Efficient Policy Evaluation with Safety Constraint for Reinforcement Learning
Claire Chen, Shuze Daniel Liu, Shangtong Zhang
TL;DR
The paper tackles high variance in off-policy policy evaluation while enforcing execution safety in RL. It introduces a constrained variance-minimization framework that designs a behavior policy under safety thresholds, yielding unbiased PDIS estimates with reduced variance. Extending to sequential RL, it defines an extended reward tilde{r} and proves convex, feasible optimization problems that guarantee both variance reduction and safety; the SCOPE algorithm learns tilde{r} offline and computes the optimal safe policy mu^* via convex optimization.

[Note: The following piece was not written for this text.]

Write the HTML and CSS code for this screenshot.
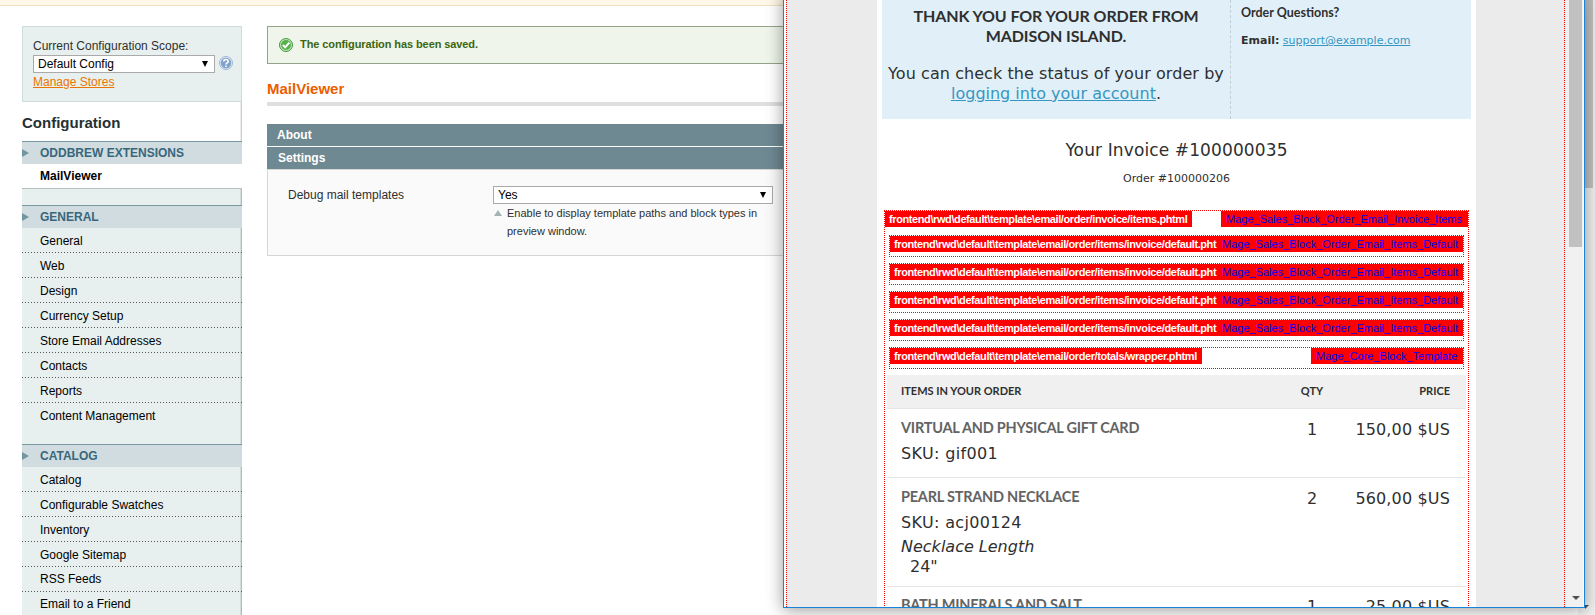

Empirically, SCOPE achieves substantial variance reduction at lower cost than baselines across Gridworld and MuJoCo, demonstrating the practicality of safe, offline-informed policy evaluation.
Abstract
In reinforcement learning, classic on-policy evaluation methods often suffer from high variance and require massive online data to attain the desired accuracy. Previous studies attempt to reduce evaluation variance by searching for or designing proper behavior policies to collect data. However, these approaches ignore the safety of such behavior policies -- the designed behavior policies have no safety guarantee and may lead to severe damage during online executions. In this paper, to address the challenge of reducing variance while ensuring safety simultaneously, we propose an optimal variance-minimizing behavior policy under safety constraints. Theoretically, while ensuring safety constraints, our evaluation method is unbiased and has lower variance than on-policy evaluation. Empirically, our method is the only existing method to achieve both substantial variance reduction and safety constraint satisfaction. Furthermore, we show our method is even superior to previous methods in both variance reduction and execution safety.